Update (20 April 2024)

Remember those two charts I spoke in the latest Entry of Work-Standard Accounting Practices, Trial Balances in Double-Entry Account Bookkeeping?

Note the amounts listed on the Adjusted Trial Balances on the far-right columns of both charts. They depict how Dora earned $100.00 USD from Paula spending $100.00 USD on items whose Value is also $100.00 USD. Has one ever wondered why they have to arranged in that particular matter?

The reason why is because Dora’s transactional sale of items to Paula resulted in a loss of $100.00 USD worth of “Inventory,” which Double-Entry Account Bookkeeping always records as Assets. While there is a Work-Standard equivalent for Inventory, for the same reason why there will need to be a “Trial Balance,” it is necessary to understand how the concept applies to in Double-Entry Account Bookkeeping. At the same time, how Dora spent her own Kapital to purchase the materials needed to produce the finished goods that she would later sell to Paula.

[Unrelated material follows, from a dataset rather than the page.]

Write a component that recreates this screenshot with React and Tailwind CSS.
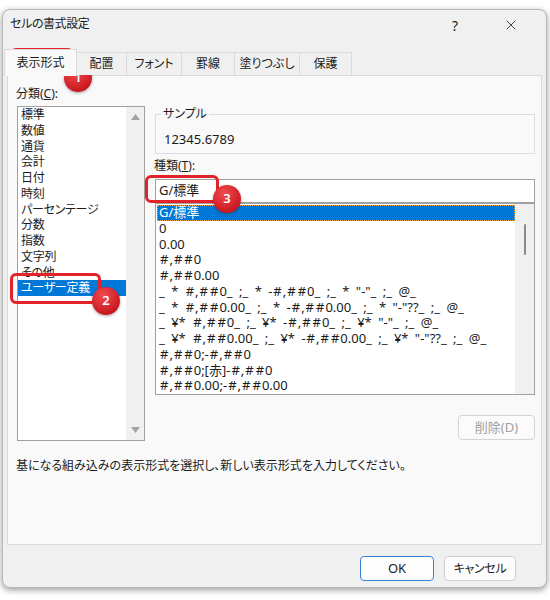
import React from 'react';
import { X } from 'lucide-react';

const categories = [
  '標準', '数値', '通貨', '会計', '日付', '時刻', 'パーセンテージ',
  '分数', '指数', '文字列', 'その他', 'ユーザー定義',
];

const formats = [
  'G/標準',
  '0',
  '0.00',
  '#,##0',
  '#,##0.00',
  '_ * #,##0_ ;_ * -#,##0_ ;_ * "-"_ ;_ @_',
  '_ * #,##0.00_ ;_ * -#,##0.00_ ;_ * "-"??_ ;_ @_',
  '_ ¥* #,##0_ ;_ ¥* -#,##0_ ;_ ¥* "-"_ ;_ @_',
  '_ ¥* #,##0.00_ ;_ ¥* -#,##0.00_ ;_ ¥* "-"??_ ;_ @_',
  '#,##0;-#,##0',
  '#,##0;[赤]-#,##0',
  '#,##0.00;-#,##0.00',
];

const tabs = [
  { label: '表示形式', w: 'w-[73px]', active: true },
  { label: '配置', w: 'w-[51px]' },
  { label: 'フォント', w: 'w-[56px]' },
  { label: '罫線', w: 'w-[54px]' },
  { label: '塗りつぶし', w: 'w-[66px]' },
  { label: '保護', w: 'w-[53px]' },
];

// '#' is drawn wide in the dialog font, pad it out a little
function FormatText({ text }) {
  const parts = text.split('#');
  return (
    <>
      {parts.map((p, i) => (
        <React.Fragment key={i}>
          {i > 0 && <span className="mx-[1px]">#</span>}
          {p}
        </React.Fragment>
      ))}
    </>
  );
}

function Marker({ n, className }) {
  return (
    <div
      className={`absolute w-[28px] h-[28px] rounded-full flex items-center justify-center text-white text-[13px] font-semibold bg-[radial-gradient(circle_at_40%_30%,#ef4b4f,#c8161d_75%)] shadow-[0_1px_3px_rgba(0,0,0,0.35)] ${className}`}
    >
      {n}
    </div>
  );
}

function Arrow({ up }) {
  return (
    <svg width="9" height="6" viewBox="0 0 9 6">
      <path d={up ? 'M0 6 L4.5 0 L9 6 Z' : 'M0 0 L4.5 6 L9 0 Z'} fill="#a3a3a3" />
    </svg>
  );
}

export default function App() {
  return (
    <div className="relative w-[550px] h-[600px] bg-white overflow-hidden pt-[9px] pl-[2px] text-[12px] text-[#1b1b1b] [font-family:'Noto_Sans','Noto_Sans_CJK_JP',sans-serif] [font-feature-settings:'palt']">
      <div className="w-[545px] h-[579px] bg-[#f0f0f0] rounded-[8px] border border-[#b9b9b9] shadow-[0_2px_6px_rgba(0,0,0,0.4)] flex flex-col overflow-hidden">
        {/* title bar */}
        <div className="h-[39px] flex items-start pr-[7px]">
          <div className="pl-[7px] pt-[6px] leading-[16px] flex-1 tracking-[-0.4px]">セルの書式設定</div>
          <div className="w-[56px] h-[30px] flex items-center justify-center text-[14px]">?</div>
          <div className="w-[56px] h-[30px] flex items-center justify-center">
            <X size={16} strokeWidth={1.2} color="#1b1b1b" />
          </div>
        </div>

        {/* tabs */}
        <div className="h-[26px] flex items-end pl-[1px] relative z-10">
          {tabs.map((t) => (
            <div
              key={t.label}
              className={`${t.w} flex items-center justify-center whitespace-nowrap border-t border-l border-r border-[#d9d9d9] -ml-px first:ml-0 ${
                t.active ? 'h-[27px] -mb-px bg-[#f9f9f9] border-b-0' : 'h-[23px] bg-[#f0f0f0]'
              }`}
            >
              {t.label}
            </div>
          ))}
        </div>

        {/* panel */}
        <div className="mx-[4px] h-[470px] border border-[#d9d9d9] bg-[#f9f9f9]">
          <div className="flex pl-[9px] pt-[8px]">
            <div className="w-[128px]">
              <div className="h-[20px] leading-[20px] -ml-px">
                分類(<span className="underline">C</span>):
              </div>
              <div className="mt-[2px] h-[335px] border border-[#a0a0a0] bg-white flex">
                <div className="flex-1">
                  {categories.map((c, i) => (
                    <div
                      key={c}
                      className={`h-[15.75px] leading-[15.75px] pl-[3px] whitespace-nowrap tracking-[-0.3px] ${
                        i === categories.length - 1 ? 'bg-[#0078d7] text-white' : ''
                      }`}
                    >
                      {c}
                    </div>
                  ))}
                </div>
                <div className="w-[18px] bg-[#f0f0f0] flex flex-col items-center justify-between py-[7px]">
                  <Arrow up />
                  <Arrow />
                </div>
              </div>
            </div>

            <div className="ml-[10px] w-[380px] mt-[22px] flex flex-col">
              <fieldset className="h-[48px] border border-[#dcdcdc] px-[8px] pb-[5px]">
                <legend className="leading-[16px] ml-[-3px] px-[2px]">サンプル</legend>
                <div className="mt-[9px] leading-[16px] text-[13px]">12345.6789</div>
              </fieldset>

              <div className="mt-[2px] h-[20px] leading-[20px] -ml-px">
                種類(<span className="underline">T</span>):
              </div>
              <div className="mt-[3px] h-[24px] border border-[#a0a0a0] bg-white flex items-center pl-[3px] text-[13px]">
                G/標準
              </div>
              <div className="h-[192px] border border-[#a0a0a0] bg-white flex text-[13px]">
                <div className="flex-1 pt-[1px] overflow-hidden">
                  {formats.map((f, i) => (
                    <div
                      key={f}
                      className={`h-[15.75px] leading-[15.75px] pl-[2px] ml-px whitespace-nowrap [word-spacing:3px] ${
                        i === 0
                          ? 'bg-[#0078d7] text-white outline outline-1 outline-dotted outline-[#f2a33a] -outline-offset-1'
                          : ''
                      }`}
                    >
                      <FormatText text={f} />
                    </div>
                  ))}
                </div>
                <div className="w-[19px] bg-[#f0f0f0] flex justify-center pt-[20px]">
                  <div className="w-[2px] h-[31px] rounded-full bg-[#8a8a8a]" />
                </div>
              </div>

              <button className="mt-[20px] self-end w-[77px] h-[25px] rounded-[4px] border border-[#d4d4d4] bg-[#fbfbfb] text-[#a0a0a0] text-[13px]">
                削除(D)
              </button>
            </div>
          </div>

          <div className="mt-[17px] pl-[8px] leading-[16px] whitespace-nowrap">
            基になる組み込みの表示形式を選択し、新しい表示形式を入力してください。
          </div>
        </div>

        {/* footer buttons */}
        <div className="flex justify-end gap-[10px] pt-[11px] pr-[30px]">
          <button className="w-[74px] h-[25px] rounded-[4px] border border-[#3b83d0] bg-[#fdfdfd] text-[13px]">OK</button>
          <button className="w-[72px] h-[25px] rounded-[4px] border border-[#d0d0d0] bg-[#fdfdfd] tracking-[-0.3px]">キャンセル</button>
        </div>
      </div>

      {/* red callouts */}
      <div className="absolute left-[10px] top-[48px] w-[64px] h-[26px] border-[3px] border-[#e2232a] rounded-[6px]" />
      <Marker n="1" className="left-[64px] top-[64px]" />
      <div className="absolute left-[10px] top-[273px] w-[91px] h-[31px] border-[3px] border-[#e2232a] rounded-[6px]" />
      <Marker n="2" className="left-[92px] top-[287px]" />
      <div className="absolute left-[145px] top-[175px] w-[74px] h-[28px] border-[3px] border-[#e2232a] rounded-[6px]" />
      <Marker n="3" className="left-[213px] top-[185px]" />
    </div>
  );
}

The Entry “Inventories and Accounts Receivable/Payable” is the next Entry to be written for Section One of Work-Standard Accounting Practices. I am still discerning on whether this should be a one-part or two-part Entry. My decision will be finalized by the end of the weekend because the goal is to get this Entry, either as a one-part or a two-part, finished before the end of tomorrow.